Just as a new crop of Indian writers has brought modern India bursting onto the best seller lists, so the Indian and Pakistani artists now on show at the AICON Gallery present us with sometimes shocking reconsiderations of past and present in their native lands. In a way, it's unfair to combine Hasnat Mehmood's intricate, delicate miniatures with Debanjan Roy's wham-bam shiny red sculptures in one space. Mehmood's works, principally digital prints and drawings on scratchboard and paper, many composed only of lines and circles, explore an evolving Pakistani art form -- the miniature painting movement -- by copying the work of better-known painters and earlier images.
The work, though small, is full of surprises: braille lettering on each piece explains the image; lines and dots are used to connote everything from figures to psychological traps.
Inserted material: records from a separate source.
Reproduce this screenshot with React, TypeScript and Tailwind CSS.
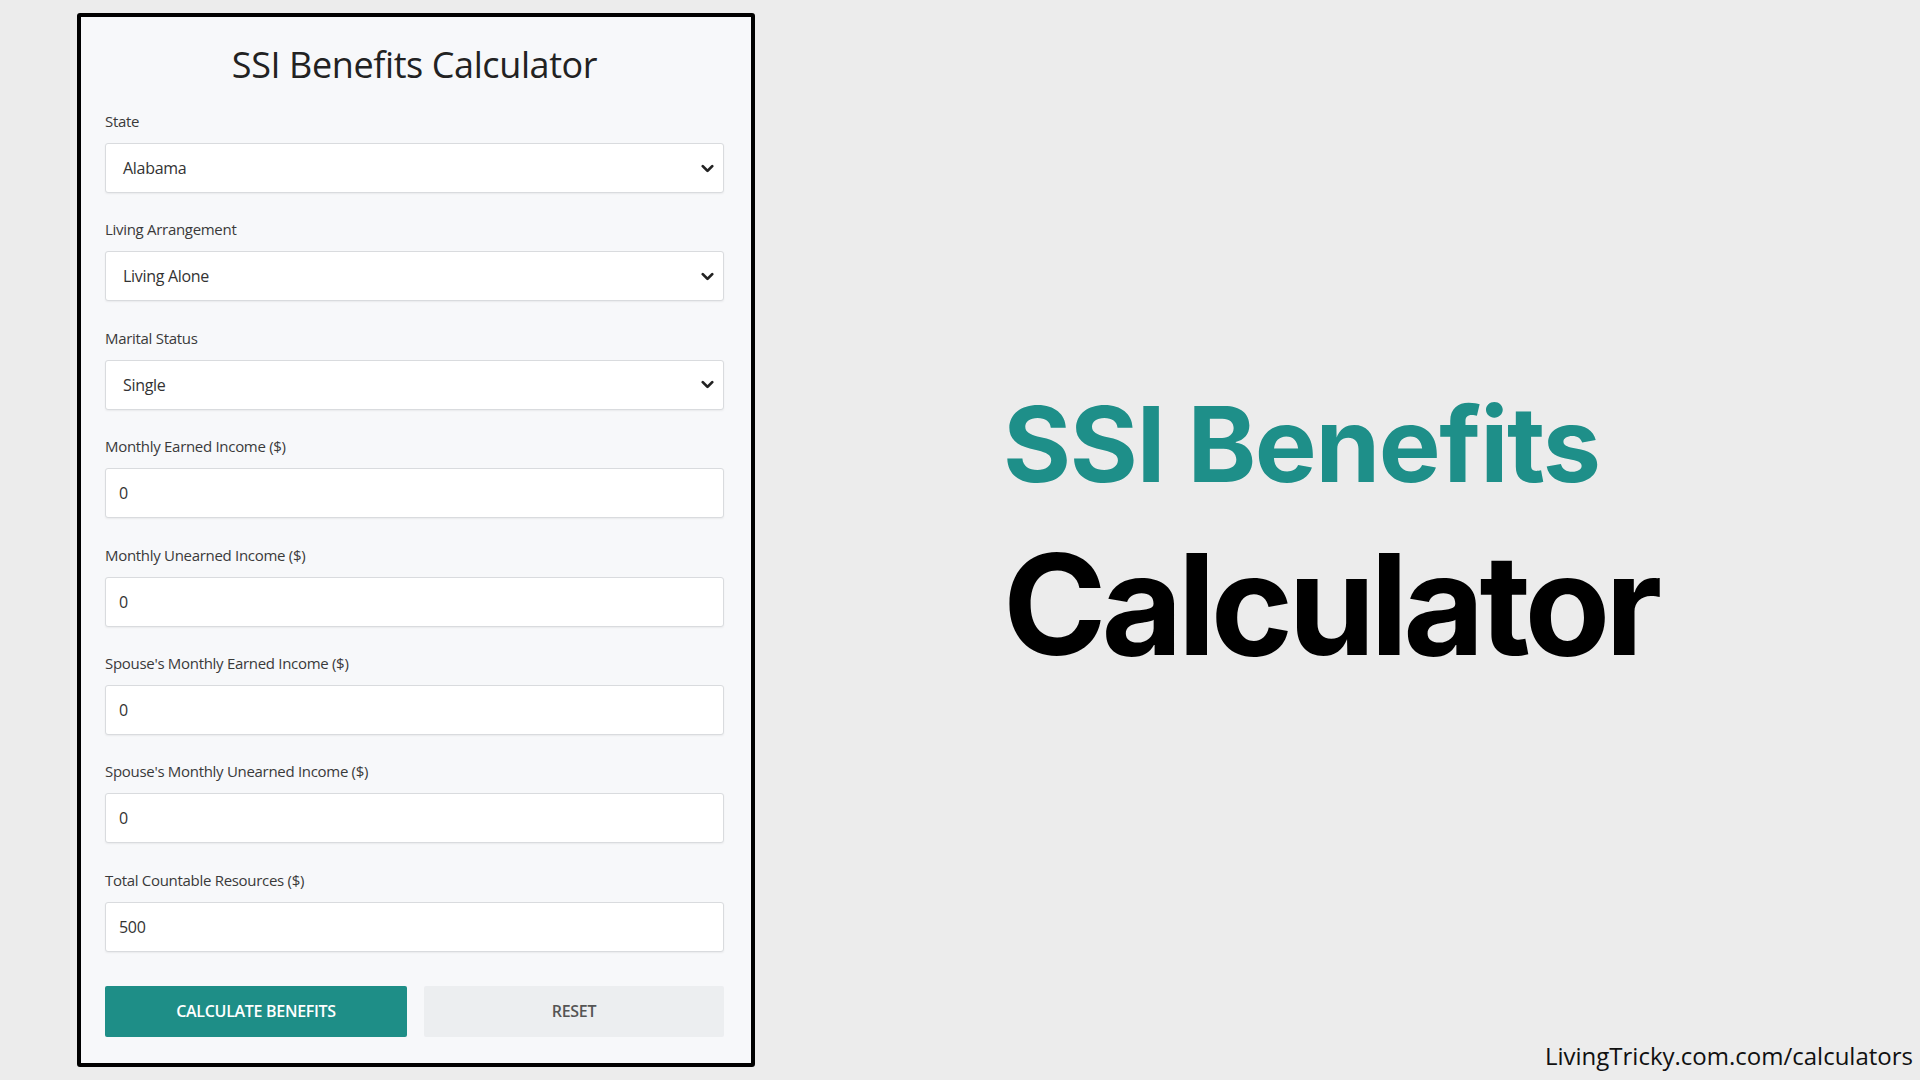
import { ChevronDown } from "lucide-react";

interface Field {
  label: string;
  value: string;
  select?: boolean;
}

const FIELDS: Field[] = [
  { label: "State", value: "Alabama", select: true },
  { label: "Living Arrangement", value: "Living Alone", select: true },
  { label: "Marital Status", value: "Single", select: true },
  { label: "Monthly Earned Income ($)", value: "0" },
  { label: "Monthly Unearned Income ($)", value: "0" },
  { label: "Spouse's Monthly Earned Income ($)", value: "0" },
  { label: "Spouse's Monthly Unearned Income ($)", value: "0" },
  { label: "Total Countable Resources ($)", value: "500" },
];

function FormField({ field }: { field: Field }) {
  return (
    <div className="flex flex-col">
      <label className="mb-[12px] text-[15px] leading-[20px] tracking-[-0.3px] text-[#3a3a3a]">{field.label}</label>
      <div className="flex h-[50px] items-center justify-between rounded-[3px] border border-[#d9dbde] bg-white shadow-[0_1px_2px_rgba(0,0,0,0.06)]">
        <span className={field.select ? "pl-[17px] text-[16px] tracking-[-0.3px] text-[#333]" : "pl-[13px] text-[16px] tracking-[-0.3px] text-[#333]"}>
          {field.value}
        </span>
        {field.select && <ChevronDown className="mr-[6px] h-[19px] w-[19px] text-[#222]" strokeWidth={3.5} />}
      </div>
    </div>
  );
}

export default function App() {
  return (
    <div className="flex h-[1080px] w-[1920px] bg-[#ececec] font-['Open_Sans',sans-serif]">
      <div className="ml-[77px] mt-[13px] h-[1054px] w-[678px] shrink-0 rounded-[3px] border-[4px] border-black bg-[#f7f8fa] pl-[24px] pr-[27px] pt-[28px]">
        <h1 className="text-center text-[36px] leading-[40px] tracking-[-0.4px] text-[#222]">SSI Benefits Calculator</h1>
        <div className="mt-[26px] flex flex-col gap-[26.4px]">
          {FIELDS.map((f) => (
            <FormField key={f.label} field={f} />
          ))}
        </div>
        <div className="mt-[34px] flex gap-[17px]">
          <button className="h-[51px] w-[302px] rounded-[2px] bg-[#1e8e87] text-[16px] font-semibold uppercase tracking-[-0.3px] text-white">
            Calculate Benefits
          </button>
          <button className="h-[51px] flex-1 rounded-[2px] bg-[#eceef0] text-[16px] font-semibold uppercase tracking-[-0.3px] text-[#555]">
            Reset
          </button>
        </div>
      </div>

      <div className="flex flex-1 flex-col">
        <div className="flex flex-1 flex-col justify-center pl-[248px] pt-[28px]">
          <div className="font-['Inter',sans-serif] text-[104px] font-bold leading-[120px] tracking-[-1.4px] text-[#1e8f89]">
            SSI Benefits
          </div>
          <div className="mt-[20px] font-['Inter',sans-serif] text-[140px] font-bold leading-[160px] tracking-[-5px] text-black">
            Calculator
          </div>
        </div>
        <div className="pb-[8px] pr-[7px] text-right text-[24px] leading-[32px] text-[#111]">LivingTricky.com.com/calculators</div>
      </div>
    </div>
  );
}
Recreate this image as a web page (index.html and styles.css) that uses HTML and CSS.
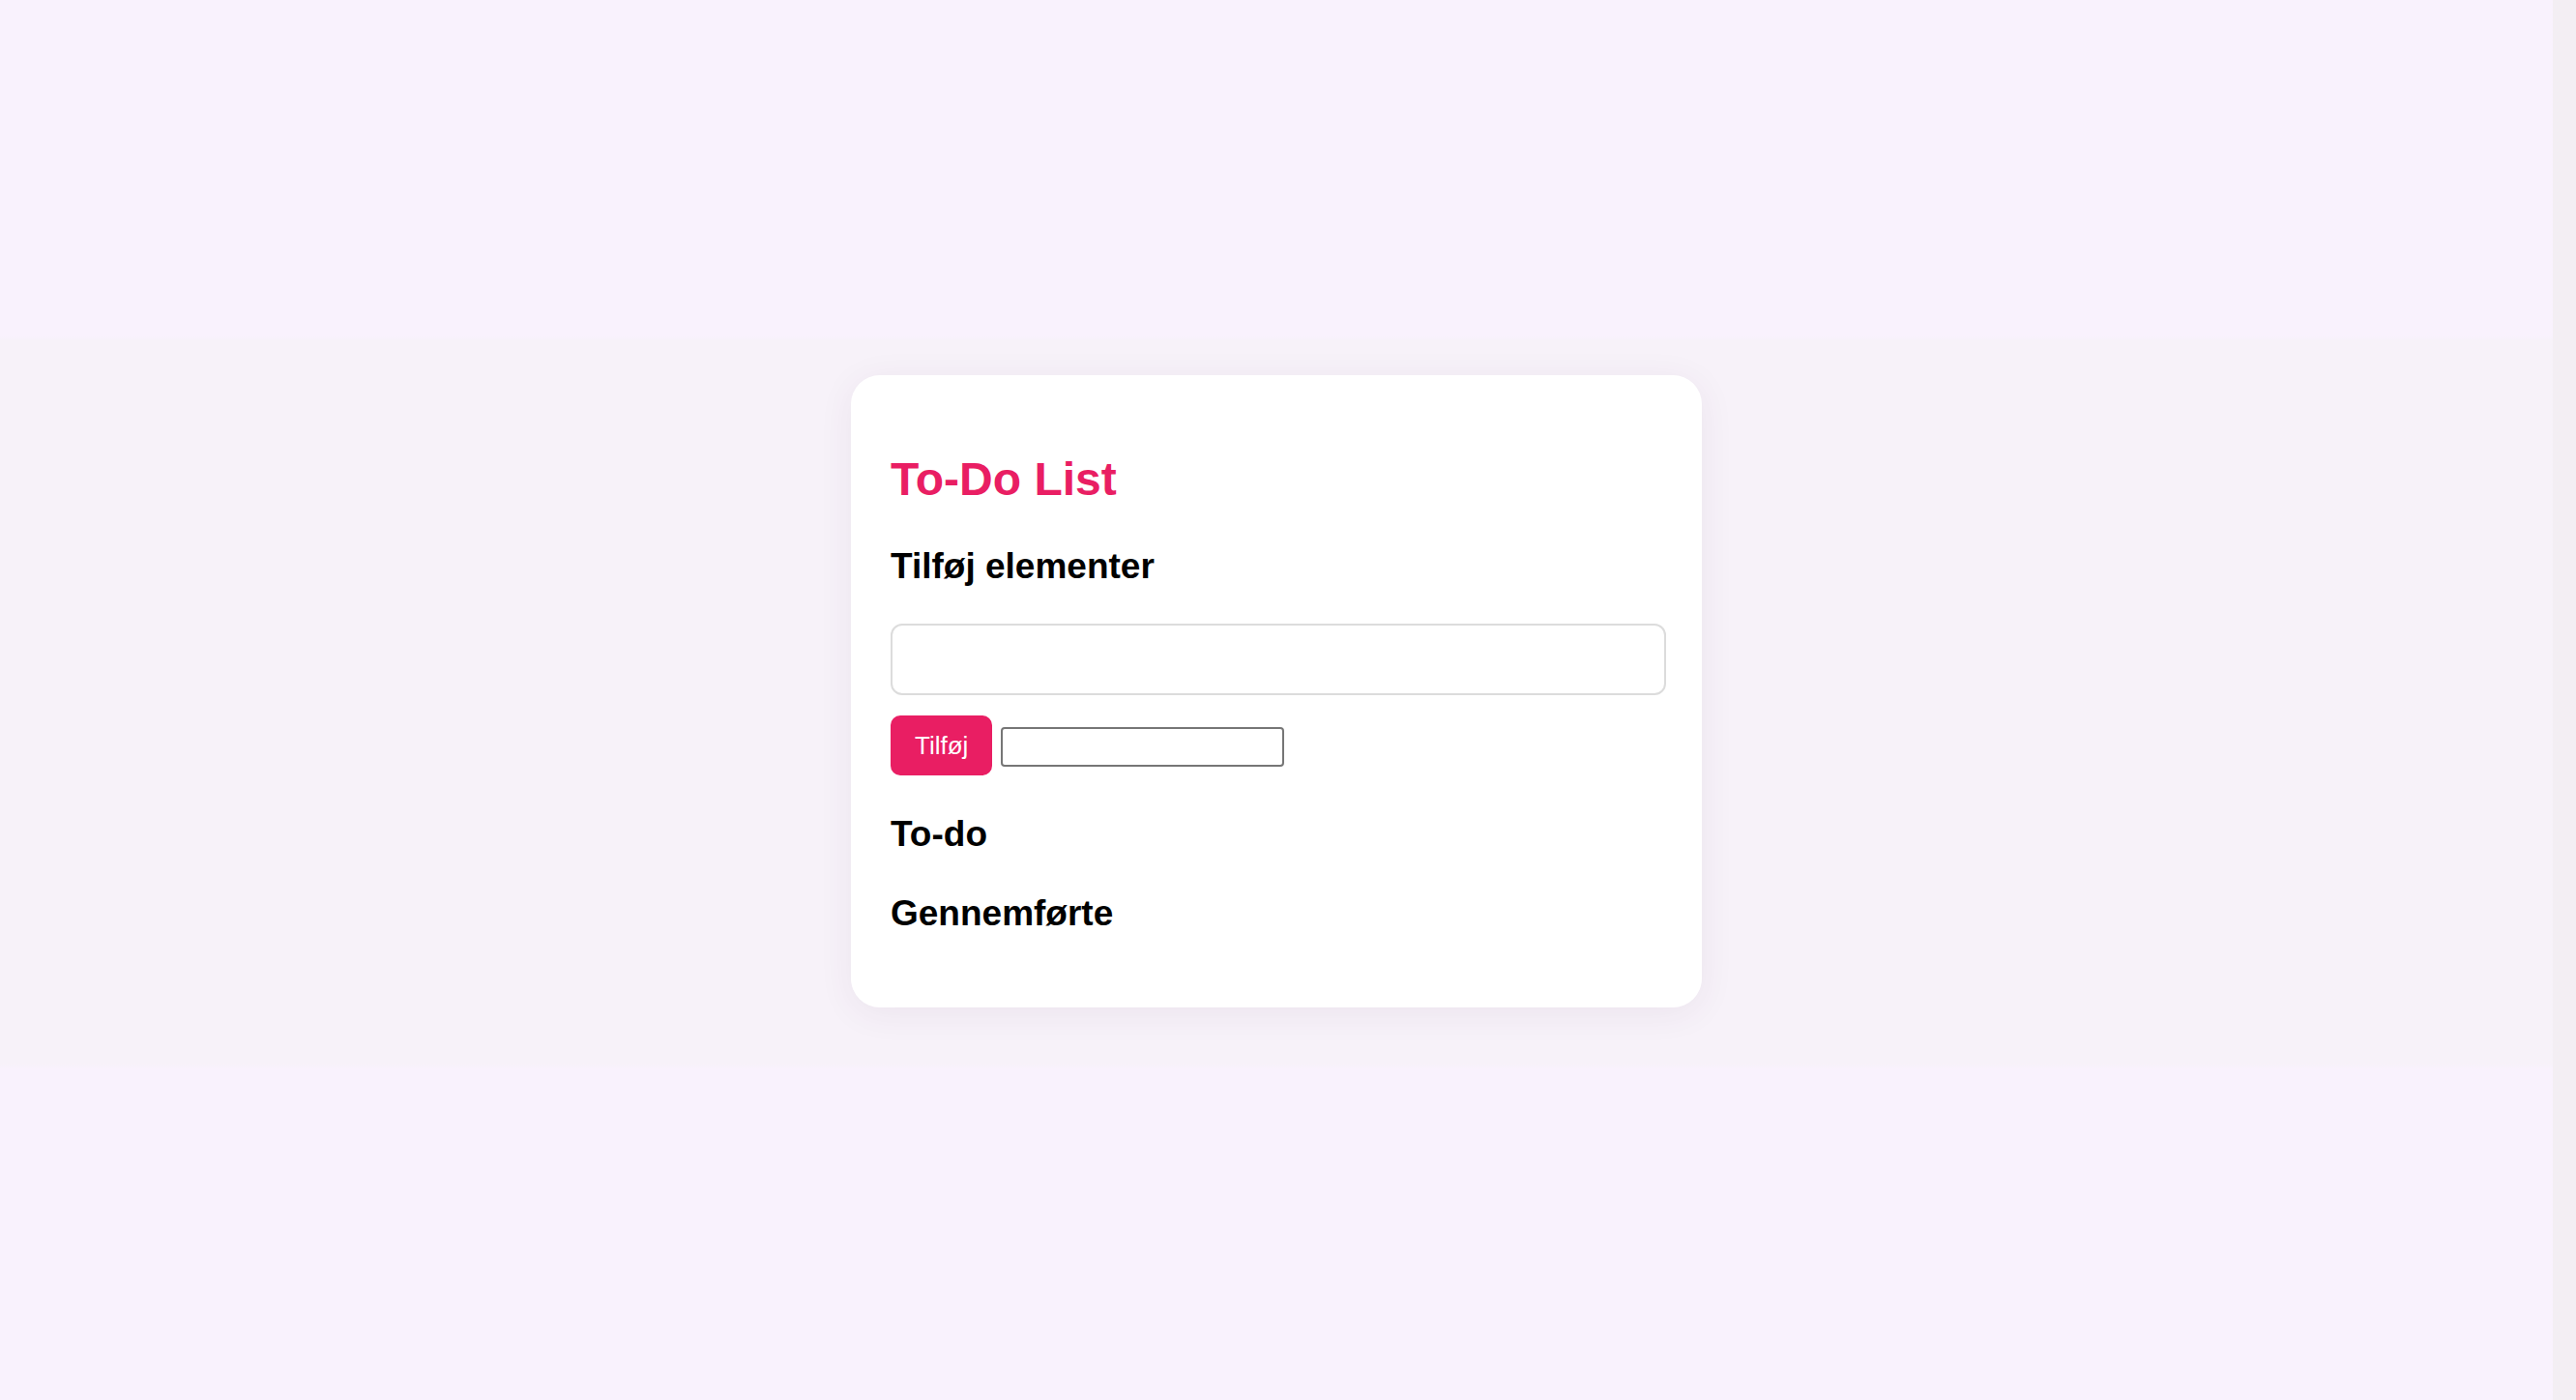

The ideas in the works are as intricate as their form. Debanjan Roy is not so subtle. Rather, his images are designed to shock and disorient. Seeing sculptures of Mahatma Gandhi strolling rapt in his iPod, or lying back in a Laz-E-Boy recliner, or seated in his trademark loincloth at a computer station, makes for an uneasy experience. That they're all painted in bright, fire-engine red, the artist explains, is to foreshadow Gandhi's violent death.
Other works on show by Roy feature more of India's famous faces: political leaders Nehru and Indira Gandhi, a handful of deities, and many of its most famous symbols: animals, lotus flowers, the ocean. Then you notice the images worked alongside of them: a convertible with a GPS system, headphones, cell phones, ubiquitous computers. The combinations are strong and provocative, funny and unnerving all at once. They even feel sacrilegious, somehow, as they place the country's most venerated figures alongside its booming, westernized present. Love the sculptures or hate them, the questions they raise about the transformation of a culture are the right ones at the right time.
AICON Gallery, 35 Great Jones St #1, New York, NY, through August 1.